On the other hand you have passing teams like SMU that destroyed the #1 running team in football with a heavy passing game. Even Bill Walsh has been quoted saying that establishing the run (in my view) is overrated. The best passing down for him, are 1st down. Gus M. From Auburn made a living breaking the mold as well.

What is the best system? Its hard to tell. I equate it to poker. In poker you can play tight-Aggressive or Loose-Aggressive. Some people like to control the game of poker so the cards can do their work, and some like to play so their card reading can do their work. The difference of the preference in poker is skills. As a coach, if you can call great and anticipate the offense you can call more agressively. On the other hand, if you are behind in this respect you can play more base and rely on your players and your "technique coaching" to get you through the game.

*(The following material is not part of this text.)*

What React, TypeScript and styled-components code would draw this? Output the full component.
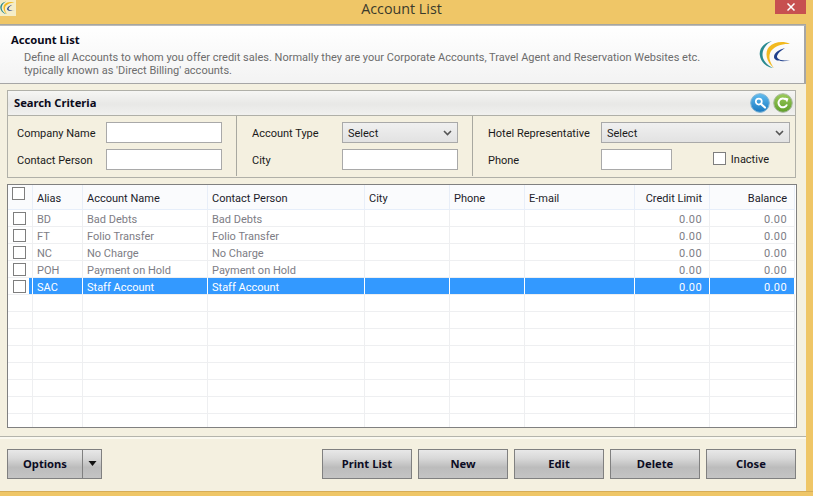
import React from "react";
import styled, { createGlobalStyle } from "styled-components";

const Global = createGlobalStyle`
  html, body { margin: 0; padding: 0; background: #efc667; }
  * { box-sizing: border-box; }
`;

const Shell = styled.div`
  width: 813px; height: 496px; overflow: hidden; background: #efc667;
  display: flex; flex-direction: column;
  font-family: Roboto, "Liberation Sans", sans-serif; font-size: 11px; color: #1a1a1a;
`;
const TitleBar = styled.div`
  height: 24px; flex: none; padding-right: 7px;
  display: grid; grid-template-columns: 1fr auto 1fr; align-items: start;
`;
const AppIcon = styled.div`
  width: 16px; height: 16px; background: #f5edc8; overflow: hidden;
`;
const TitleText = styled.div`
  font-size: 14.3px; line-height: 18px; color: #3a3a2c; margin-right: 3px;
  font-family: "Open Sans", sans-serif;
`;
const CloseBtn = styled.div`
  justify-self: end; width: 31px; height: 14px; background: #c75050;
  display: flex; align-items: center; justify-content: center;
`;
const Main = styled.div`
  flex: none; height: 467px; width: 806px; background: #f4f0e0;
  border-top: 1px solid #a6a6a0; display: flex; flex-direction: column;
`;
const Banner = styled.div`
  height: 59px; flex: none; padding: 6px 11px 0 11px; display: flex; justify-content: space-between;
  background: linear-gradient(#ffffff, #f3f3f3);
  border-top: 1px solid #bbb; border-right: 2px solid #a6a6a6; border-bottom: 1px solid #a6a6a6;
`;
const BannerText = styled.div`display: flex; flex-direction: column;`;
const BannerTitle = styled.div`
  font-family: "Noto Sans", sans-serif; font-weight: 700; font-size: 11.2px; line-height: 15px; color: #0a0a1a;
`;
const BannerDesc = styled.div`
  font-size: 11px; line-height: 13px; color: #6c6c6c; margin: 4px 0 0 13px; width: 720px;
`;
const BannerLogo = styled.div`width: 34px; height: 30px; margin-top: 8px;`;
const SearchPanel = styled.section`
  margin: 6px 10px 0 7px; height: 88px; flex: none; border: 1px solid #b0b0a8;
  display: flex; flex-direction: column;
`;
const SearchHead = styled.div`
  height: 25px; flex: none; padding: 0 2px 0 6px; display: flex; align-items: center; justify-content: space-between;
  background: linear-gradient(#f6f6f4, #e8e8e6 55%, #f1f1ef); border-bottom: 1px solid #b0b0a8;
`;
const SearchTitle = styled.div`
  font-family: "Noto Sans", sans-serif; font-weight: 700; font-size: 11.2px; color: #0a0a1a; padding-bottom: 2px;
`;
const IconRow = styled.div`display: flex; gap: 3px;`;
const SearchBody = styled.div`
  flex: 1; display: grid; grid-template-columns: 229px 236px 1fr;
`;
const SearchCol = styled.div<{ $cols: string; $last?: boolean; $pad: number }>`
  display: grid; grid-template-columns: ${(p) => p.$cols}; grid-auto-rows: 21px; row-gap: 6px;
  align-items: center; align-content: start; padding: 6px 0 0 ${(p) => p.$pad}px;
  ${(p) => (p.$last ? "" : "border-right: 1px solid #a8a8a0; margin-bottom: 1px;")}
`;
const Label = styled.div`font-size: 11px; color: #1a1a1a; white-space: nowrap; padding-top: 2px;`;
const Field = styled.div<{ $w: number }>`
  width: ${(p) => p.$w}px; height: 21px; background: #fff; border: 1px solid #a9a9a9;
`;
const Select = styled.div<{ $w: number }>`
  width: ${(p) => p.$w}px; height: 21px; border: 1px solid #a9a9a9; padding: 2px 5px 0;
  background: linear-gradient(#f0f0f0, #e2e2e2); display: flex; align-items: center; justify-content: space-between;
  font-size: 11px; color: #1a1a1a;
`;
const ChevronSvg = styled.svg`margin-top: -2px;`;
const PhoneRow = styled.div`display: flex; align-items: center; justify-content: space-between; padding-right: 26px;`;
const InactiveWrap = styled.div`display: flex; align-items: center; gap: 5px; margin-top: -2px;`;
const Check = styled.div`
  width: 13px; height: 13px; flex: none; background: #fff; border: 1px solid #7e7e7e;
`;
const Grid = styled.section`
  margin: 6px 9px 0 7px; height: 244px; flex: none; background: #fff; border: 1px solid #808080; overflow: hidden;
  padding-right: 1px;
`;
const columns = "25px 50px 125px 157px 85px 75px 110px 75px 85px";
const HeadRow = styled.div`
  display: grid; grid-template-columns: ${columns}; height: 25px; background: #fafbfd;
  border-bottom: 1px solid #e6eefa;
`;
const HeadCell = styled.div<{ $right?: boolean }>`
  display: flex; align-items: center; padding: 3px 7px 0 4px; font-size: 11px; color: #1c1c2a;
  border-right: 1px solid #e8eef8; white-space: nowrap;
  justify-content: ${(p) => (p.$right ? "flex-end" : "flex-start")};
`;
const Row = styled.div<{ $selected?: boolean }>`
  display: grid; grid-template-columns: ${columns}; height: 17px;
  border-bottom: 1px solid #eeeff1;
  background: ${(p) => (p.$selected ? "linear-gradient(to right, transparent 21px, #3399ff 21px)" : "transparent")};
  color: ${(p) => (p.$selected ? "#fff" : "#7d7d85")};
`;
const Cell = styled.div<{ $right?: boolean; $selected?: boolean }>`
  display: flex; align-items: center; padding: 2px 7px 0 4px; font-size: 11px; white-space: nowrap;
  border-right: 1px solid ${(p) => (p.$selected ? "#fff" : "#eeeff1")};
  justify-content: ${(p) => (p.$right ? "flex-end" : "flex-start")};
  ${(p) => (p.$right ? "letter-spacing: 0.4px;" : "")}
`;
const CheckCell = styled.div<{ $selected?: boolean }>`
  display: flex; align-items: center; padding-left: 5px;
  border-right: 1px solid ${(p) => (p.$selected ? "#fff" : "#eeeff1")};
`;
const HeadCheckCell = styled.div`
  display: flex; align-items: flex-start; padding: 2px 0 0 4px; border-right: 1px solid #e8eef8;
`;
const Divider = styled.div`
  flex: none; margin-top: 8px; height: 3px; border-top: 1px solid #b4b4ac; background: #fbf9f0;
`;
const Footer = styled.footer`
  flex: 1; display: flex; justify-content: space-between; padding: 10px 10px 0 7px;
`;
const BtnGroup = styled.div`display: flex; gap: 6px;`;
const SplitGroup = styled.div`display: flex;`;
const Btn = styled.button<{ $w: number; $split?: boolean }>`
  width: ${(p) => p.$w}px; height: 30px; padding: 0 0 2px; margin: 0;
  font-family: "Noto Sans", sans-serif; font-size: 11.2px; font-weight: 700;
  color: #0c0c24; border: 1px solid #808080; ${(p) => (p.$split ? "border-right: 0;" : "")}
  background: linear-gradient(#e8e8e8, #d8d8d8 30%, #bcbcbc 62%, #c4c4c4);
  display: flex; align-items: center; justify-content: center;
`;
const Bottom = styled.div`flex: 1; border-top: 1px solid #d6ad58;`;

const LogoMark = ({ w, h }: { w: number; h: number }) => (
  <svg width={w} height={h} viewBox="0 0 34 30">
    <path d="M13 1C4 3 0 9 0.8 15C1.6 22 7 27 14 28C8 25 3.5 20 3.5 15C3.5 9 7 4 13 1Z" fill="#2a8a90" />
    <path d="M31 4C24 0.5 15 2 10 7C5.5 12 7 22 15 28C10.5 22 9 16 12 11C16 6 23 3.5 31 4Z" fill="#f2b91f" />
    <path d="M26 8C20 9.5 15 13 15 17C15 21 22 22 31 20.5C23 21 17.5 19.5 18 16C19 13 22 10.5 26 8Z" fill="#1f3f8c" />
  </svg>
);

const Chevron = () => (
  <ChevronSvg width="9" height="6" viewBox="0 0 9 6">
    <path d="M1 1L4.5 4.5L8 1" fill="none" stroke="#555" strokeWidth="1.6" />
  </ChevronSvg>
);

const SearchIcon = () => (
  <svg width="20" height="20" viewBox="0 0 20 20">
    <defs>
      <linearGradient id="blueG" x1="0" y1="0" x2="0" y2="1">
        <stop offset="0" stopColor="#62bdf0" /><stop offset="1" stopColor="#1878c0" />
      </linearGradient>
    </defs>
    <circle cx="10" cy="10" r="9.3" fill="url(#blueG)" stroke="#7fb4d4" />
    <circle cx="8.8" cy="8.6" r="3" fill="none" stroke="#fff" strokeWidth="1.7" />
    <path d="M11 11L15 14.5" stroke="#fff" strokeWidth="2.2" strokeLinecap="round" />
  </svg>
);

const RefreshIcon = () => (
  <svg width="20" height="20" viewBox="0 0 20 20">
    <defs>
      <linearGradient id="greenG" x1="0" y1="0" x2="0" y2="1">
        <stop offset="0" stopColor="#9ccb5a" /><stop offset="1" stopColor="#5f9e2a" />
      </linearGradient>
    </defs>
    <circle cx="10" cy="10" r="9.3" fill="url(#greenG)" stroke="#a9b8a0" />
    <path d="M14 11.5A4.4 4.4 0 1 1 13 6.8" fill="none" stroke="#fff" strokeWidth="2" />
    <path d="M11.5 4.5L15.5 5.5L14 9.5Z" fill="#fff" />
  </svg>
);

const rows = [
  ["BD", "Bad Debts", "Bad Debts"],
  ["FT", "Folio Transfer", "Folio Transfer"],
  ["NC", "No Charge", "No Charge"],
  ["POH", "Payment on Hold", "Payment on Hold"],
  ["SAC", "Staff Account", "Staff Account"],
  ...Array.from({ length: 8 }, () => ["", "", ""]),
];

export default function App() {
  return (
    <Shell>
      <Global />
      <TitleBar>
        <AppIcon><LogoMark w={16} h={16} /></AppIcon>
        <TitleText>Account List</TitleText>
        <CloseBtn>
          <svg width="8" height="8" viewBox="0 0 8 8"><path d="M0.5 0.5L7.5 7.5M7.5 0.5L0.5 7.5" stroke="#fff" strokeWidth="1.5" /></svg>
        </CloseBtn>
      </TitleBar>
      <Main>
        <Banner>
          <BannerText>
            <BannerTitle>Account List</BannerTitle>
            <BannerDesc>
              Define all Accounts to whom you offer credit sales. Normally they are your Corporate Accounts, Travel Agent and Reservation Websites etc.
              <br />typically known as 'Direct Billing' accounts.
            </BannerDesc>
          </BannerText>
          <BannerLogo><LogoMark w={34} h={30} /></BannerLogo>
        </Banner>
        <SearchPanel>
          <SearchHead>
            <SearchTitle>Search Criteria</SearchTitle>
            <IconRow><SearchIcon /><RefreshIcon /></IconRow>
          </SearchHead>
          <SearchBody>
            <SearchCol $cols="89px 116px" $pad={9}>
              <Label>Company Name</Label><Field $w={116} />
              <Label>Contact Person</Label><Field $w={116} />
            </SearchCol>
            <SearchCol $cols="90px 116px" $pad={15}>
              <Label>Account Type</Label><Select $w={116}>Select<Chevron /></Select>
              <Label>City</Label><Field $w={116} />
            </SearchCol>
            <SearchCol $cols="113px 1fr" $pad={15} $last>
              <Label>Hotel Representative</Label><Select $w={189}>Select<Chevron /></Select>
              <Label>Phone</Label>
              <PhoneRow>
                <Field $w={71} />
                <InactiveWrap><Check /><Label>Inactive</Label></InactiveWrap>
              </PhoneRow>
            </SearchCol>
          </SearchBody>
        </SearchPanel>
        <Grid>
          <HeadRow>
            <HeadCheckCell><Check /></HeadCheckCell>
            <HeadCell>Alias</HeadCell>
            <HeadCell>Account Name</HeadCell>
            <HeadCell>Contact Person</HeadCell>
            <HeadCell>City</HeadCell>
            <HeadCell>Phone</HeadCell>
            <HeadCell>E-mail</HeadCell>
            <HeadCell $right>Credit Limit</HeadCell>
            <HeadCell $right>Balance</HeadCell>
          </HeadRow>
          {rows.map((r, i) => {
            const sel = r[0] === "SAC";
            const filled = r[0] !== "";
            return (
              <Row key={i} $selected={sel}>
                <CheckCell $selected={sel}>{filled && <Check />}</CheckCell>
                <Cell $selected={sel}>{r[0]}</Cell>
                <Cell $selected={sel}>{r[1]}</Cell>
                <Cell $selected={sel}>{r[2]}</Cell>
                <Cell $selected={sel} />
                <Cell $selected={sel} />
                <Cell $selected={sel} />
                <Cell $selected={sel} $right>{filled ? "0.00" : ""}</Cell>
                <Cell $selected={sel} $right>{filled ? "0.00" : ""}</Cell>
              </Row>
            );
          })}
        </Grid>
        <Divider />
        <Footer>
          <SplitGroup>
            <Btn $w={75} $split>Options</Btn>
            <Btn $w={20} aria-label="More options">
              <svg width="9" height="5" viewBox="0 0 9 5"><path d="M0.5 0H8.5L4.5 5Z" fill="#111" /></svg>
            </Btn>
          </SplitGroup>
          <BtnGroup>
            <Btn $w={90}>Print List</Btn>
            <Btn $w={90}>New</Btn>
            <Btn $w={90}>Edit</Btn>
            <Btn $w={90}>Delete</Btn>
            <Btn $w={90}>Close</Btn>
          </BtnGroup>
        </Footer>
      </Main>
      <Bottom />
    </Shell>
  );
}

More will come on this subject, I am not advocating one method or the other, just starting thought on this philisophical debate.


  1. Coaching in high school, I think you have to change your philosophy based on your players since we can't recruit. Not abandoning the entire idea of a philosophy, just that if you are an I formation guy you should be ready to be a single back I guy if you get 3 solid targets with a weak TE...that's why I always wonder how option coaches ALWAYS make the option their staple. You need 2 SOLID runners, one being the QB (who should be able to throw)..thoughts?

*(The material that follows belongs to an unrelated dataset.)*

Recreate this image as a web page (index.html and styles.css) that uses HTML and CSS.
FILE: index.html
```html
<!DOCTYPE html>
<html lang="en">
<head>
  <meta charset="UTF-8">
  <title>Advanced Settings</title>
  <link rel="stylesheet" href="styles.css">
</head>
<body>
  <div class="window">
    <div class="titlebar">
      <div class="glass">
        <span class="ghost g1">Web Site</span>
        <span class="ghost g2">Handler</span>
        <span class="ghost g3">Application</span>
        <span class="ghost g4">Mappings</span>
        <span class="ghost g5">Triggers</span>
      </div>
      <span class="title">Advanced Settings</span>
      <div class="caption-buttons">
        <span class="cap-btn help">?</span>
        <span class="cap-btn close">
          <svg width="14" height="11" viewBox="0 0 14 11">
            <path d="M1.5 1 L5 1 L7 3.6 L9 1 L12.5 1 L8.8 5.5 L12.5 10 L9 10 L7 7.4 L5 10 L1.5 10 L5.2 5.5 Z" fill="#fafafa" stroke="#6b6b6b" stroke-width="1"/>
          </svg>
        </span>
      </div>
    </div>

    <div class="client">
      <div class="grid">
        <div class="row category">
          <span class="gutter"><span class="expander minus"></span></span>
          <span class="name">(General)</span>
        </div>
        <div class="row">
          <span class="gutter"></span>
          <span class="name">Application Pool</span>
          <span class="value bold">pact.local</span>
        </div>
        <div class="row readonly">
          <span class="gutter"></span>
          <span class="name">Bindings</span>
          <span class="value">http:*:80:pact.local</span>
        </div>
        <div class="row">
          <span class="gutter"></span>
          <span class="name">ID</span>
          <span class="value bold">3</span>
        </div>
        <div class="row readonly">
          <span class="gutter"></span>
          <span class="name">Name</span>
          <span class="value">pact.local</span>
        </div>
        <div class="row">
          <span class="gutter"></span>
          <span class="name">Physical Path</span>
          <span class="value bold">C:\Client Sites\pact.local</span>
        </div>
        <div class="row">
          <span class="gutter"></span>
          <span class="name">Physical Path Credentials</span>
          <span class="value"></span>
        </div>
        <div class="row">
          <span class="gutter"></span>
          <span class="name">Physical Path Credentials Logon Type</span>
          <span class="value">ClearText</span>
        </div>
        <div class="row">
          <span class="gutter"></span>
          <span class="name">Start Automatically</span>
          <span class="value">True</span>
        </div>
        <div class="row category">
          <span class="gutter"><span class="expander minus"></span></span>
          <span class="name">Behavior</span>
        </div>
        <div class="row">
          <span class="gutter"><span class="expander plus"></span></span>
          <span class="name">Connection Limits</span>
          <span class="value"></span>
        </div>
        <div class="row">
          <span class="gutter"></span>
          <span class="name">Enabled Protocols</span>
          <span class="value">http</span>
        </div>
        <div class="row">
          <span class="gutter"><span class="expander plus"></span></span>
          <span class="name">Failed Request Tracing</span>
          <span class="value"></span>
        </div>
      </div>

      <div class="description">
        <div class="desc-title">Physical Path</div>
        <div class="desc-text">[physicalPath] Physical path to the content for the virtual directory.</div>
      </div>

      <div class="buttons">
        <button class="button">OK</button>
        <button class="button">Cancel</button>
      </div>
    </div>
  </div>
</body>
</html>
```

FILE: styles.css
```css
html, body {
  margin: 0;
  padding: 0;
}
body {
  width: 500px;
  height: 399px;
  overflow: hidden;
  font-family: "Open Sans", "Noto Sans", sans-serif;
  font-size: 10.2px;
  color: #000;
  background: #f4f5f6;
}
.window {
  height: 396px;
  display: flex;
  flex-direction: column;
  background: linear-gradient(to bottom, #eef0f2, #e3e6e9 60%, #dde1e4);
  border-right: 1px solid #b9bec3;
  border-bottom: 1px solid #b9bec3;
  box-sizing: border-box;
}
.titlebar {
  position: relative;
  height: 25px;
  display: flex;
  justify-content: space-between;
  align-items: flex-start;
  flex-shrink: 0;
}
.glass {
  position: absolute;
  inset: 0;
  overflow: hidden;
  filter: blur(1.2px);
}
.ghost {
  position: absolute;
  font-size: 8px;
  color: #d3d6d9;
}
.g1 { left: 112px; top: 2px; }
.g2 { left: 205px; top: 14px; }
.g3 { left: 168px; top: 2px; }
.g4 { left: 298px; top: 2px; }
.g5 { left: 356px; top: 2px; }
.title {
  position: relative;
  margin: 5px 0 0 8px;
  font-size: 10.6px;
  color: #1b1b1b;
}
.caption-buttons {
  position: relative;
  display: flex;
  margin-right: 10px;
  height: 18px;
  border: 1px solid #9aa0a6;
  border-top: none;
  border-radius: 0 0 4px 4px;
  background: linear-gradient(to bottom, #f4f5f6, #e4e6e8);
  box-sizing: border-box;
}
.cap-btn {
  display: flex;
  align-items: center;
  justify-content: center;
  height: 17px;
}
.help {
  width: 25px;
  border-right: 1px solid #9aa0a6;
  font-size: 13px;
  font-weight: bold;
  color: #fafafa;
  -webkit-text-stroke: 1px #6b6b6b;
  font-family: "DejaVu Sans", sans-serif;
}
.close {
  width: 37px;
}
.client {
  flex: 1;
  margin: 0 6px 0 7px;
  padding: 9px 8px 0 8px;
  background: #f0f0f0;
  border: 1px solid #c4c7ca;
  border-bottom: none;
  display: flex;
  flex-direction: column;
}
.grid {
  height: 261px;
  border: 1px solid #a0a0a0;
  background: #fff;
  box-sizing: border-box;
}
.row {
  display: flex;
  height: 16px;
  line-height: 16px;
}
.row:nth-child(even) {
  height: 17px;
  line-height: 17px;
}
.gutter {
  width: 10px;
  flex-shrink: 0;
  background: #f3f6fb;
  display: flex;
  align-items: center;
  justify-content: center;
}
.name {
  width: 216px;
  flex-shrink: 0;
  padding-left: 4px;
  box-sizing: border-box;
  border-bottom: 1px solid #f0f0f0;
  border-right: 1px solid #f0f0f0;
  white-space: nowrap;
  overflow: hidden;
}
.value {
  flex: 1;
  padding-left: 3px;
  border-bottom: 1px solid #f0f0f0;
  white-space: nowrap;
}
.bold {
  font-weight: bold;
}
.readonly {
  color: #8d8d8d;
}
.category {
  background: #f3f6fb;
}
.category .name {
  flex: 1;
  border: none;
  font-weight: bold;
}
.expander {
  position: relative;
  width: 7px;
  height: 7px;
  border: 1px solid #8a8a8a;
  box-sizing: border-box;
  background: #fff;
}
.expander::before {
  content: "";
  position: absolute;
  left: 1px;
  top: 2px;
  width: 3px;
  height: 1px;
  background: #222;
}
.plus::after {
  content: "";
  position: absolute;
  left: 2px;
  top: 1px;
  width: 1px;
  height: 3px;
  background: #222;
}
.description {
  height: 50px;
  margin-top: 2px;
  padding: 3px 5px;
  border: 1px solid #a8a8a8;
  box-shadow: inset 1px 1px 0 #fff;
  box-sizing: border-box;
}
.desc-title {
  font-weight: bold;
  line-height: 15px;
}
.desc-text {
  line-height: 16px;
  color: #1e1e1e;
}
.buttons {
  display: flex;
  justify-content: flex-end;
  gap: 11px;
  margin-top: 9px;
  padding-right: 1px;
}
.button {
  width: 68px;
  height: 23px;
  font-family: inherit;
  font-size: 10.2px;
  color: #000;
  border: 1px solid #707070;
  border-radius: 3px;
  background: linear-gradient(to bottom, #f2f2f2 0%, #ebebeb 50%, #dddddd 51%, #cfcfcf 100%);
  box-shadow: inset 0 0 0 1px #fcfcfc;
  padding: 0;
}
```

  2. Option guys make a living off of thier execution, and the misexecution of their opponents. I agree philosophy may need to change depending on your athletes. However, if you put together a great system, you can get away with forming your athletes to the system. I have seen teams with mediorce talent produce excellent numbers from spread offenses. Also, I have seen really poorly talented teams run 4-2-5 defenses and have great success. To me the challenge is getting players and assistant coaches to buy into the system you believe in.